In Vancouver and the Lower Mainland many of the unaccounted for and murdered women are First Nations;21 together, along with and between all of the women, they are overridingly being publicly described and pictured as prostitutes and drug users, or else they are shoehorned into various mobile stereotypes of the “bad girl” who’s in the wrong place, in the wrong company, doing the wrong work, living the wrong lifestyle, wearing the wrong cloth­ing, doing the wrong thing at the wrong time—just being wrong, just being all or any of the above. You get the picture.
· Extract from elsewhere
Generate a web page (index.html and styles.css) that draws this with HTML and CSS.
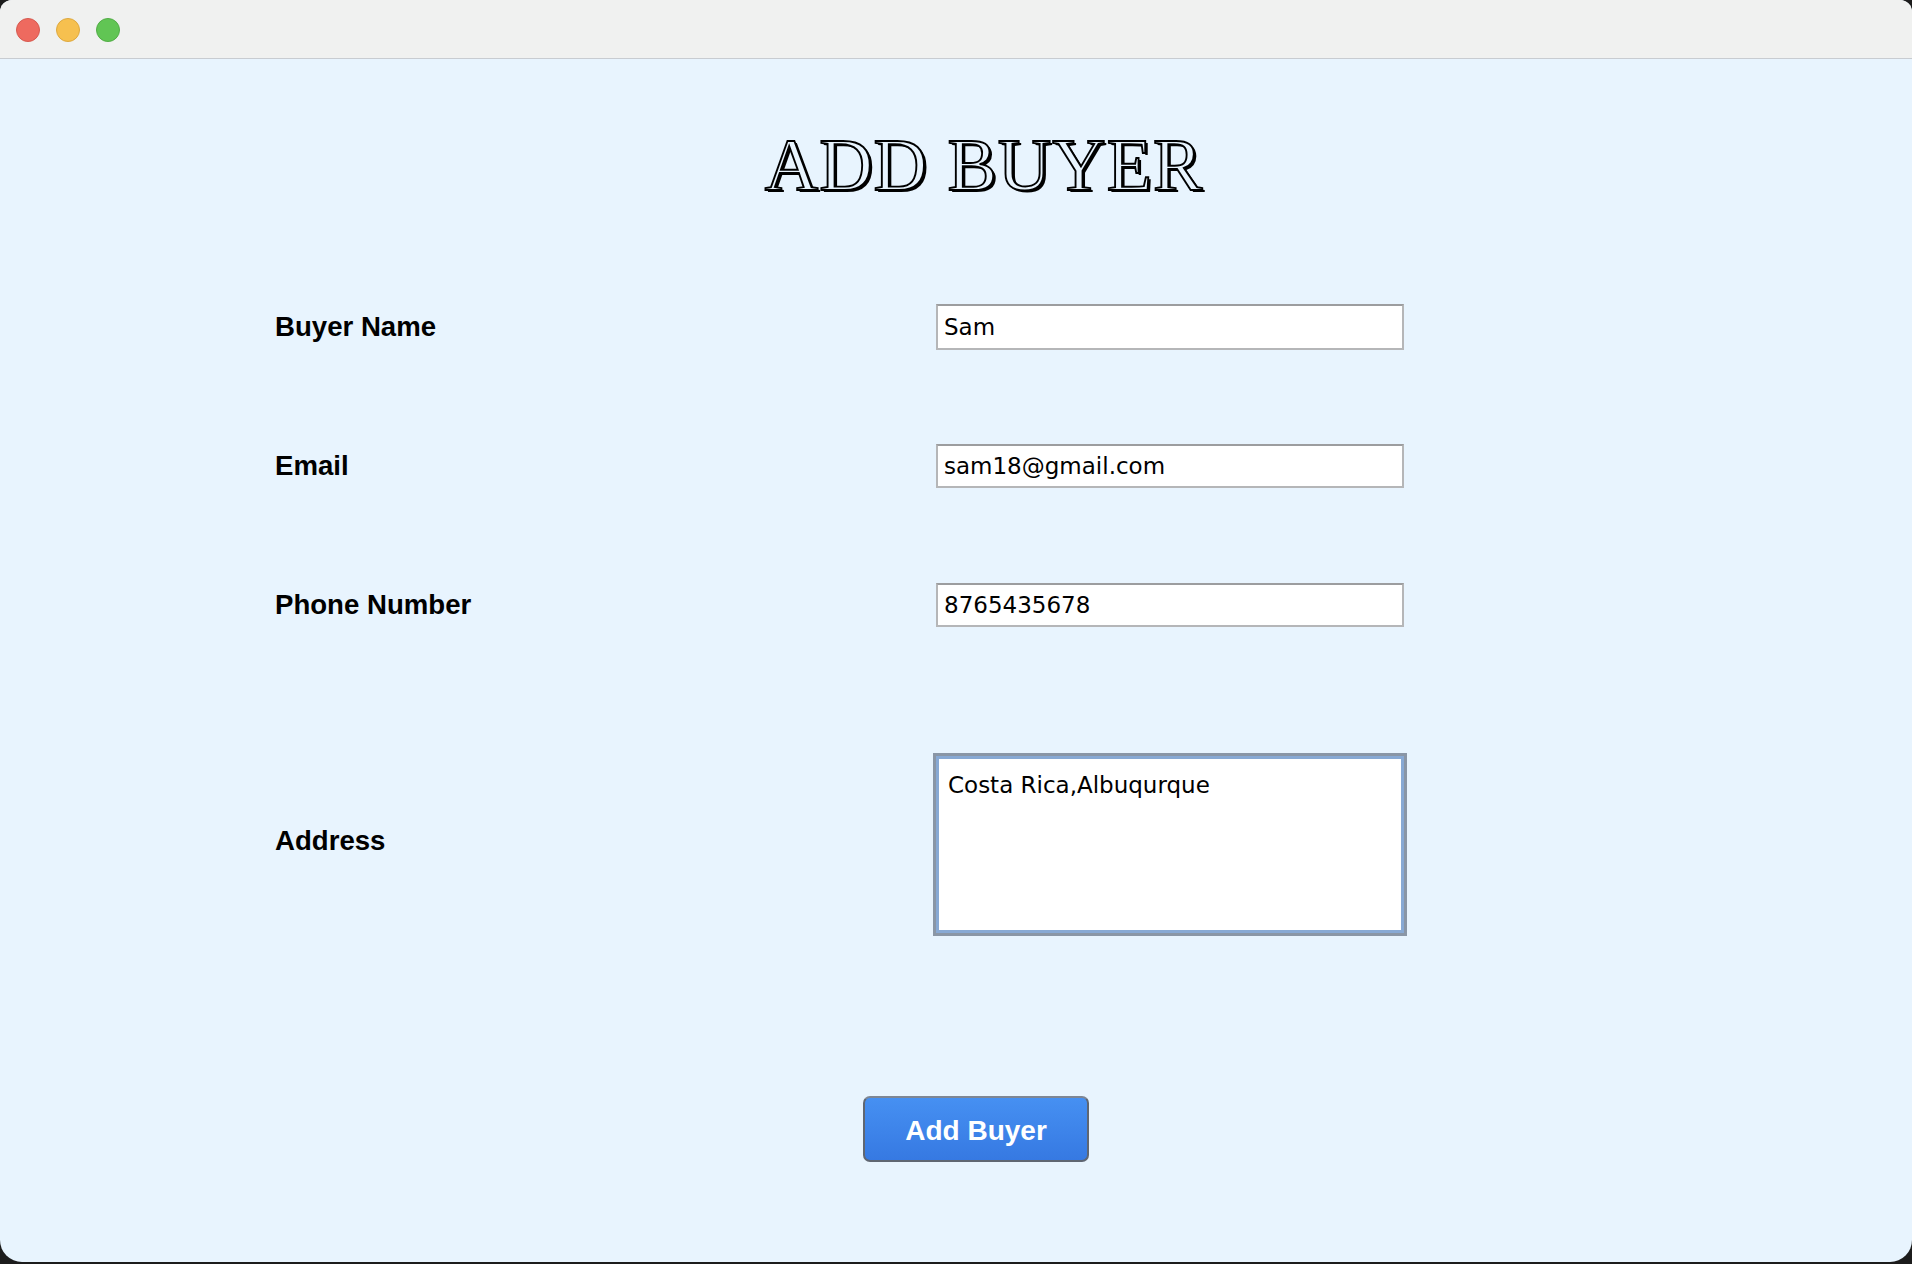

The inflection.22

So, when I see a bar running across the top of the page in the newspaper, a bar that holds the beginning of a grid, another grid, of photographs of more missing and murdered women, a row of photographs cropped to look like mug shots such as appeared in the Vancouver Sun on 26 July 2002, the day that I was writing this sentence, with each woman’s full name in bold capitals followed by Last seen: on this date and Reported missing: on this date;

or when I see in the newspaper a map of the Lower Mainland with inserted photos and brief, stereotyped, effective descriptions of forty more women murdered whose “cases” are unsolved (Vancouver Sun, 23 November 2001);23 when I see this artefact delineating the terms by which we talk about our­selves, about each other, I find myself imagining the photographers who took these pictures.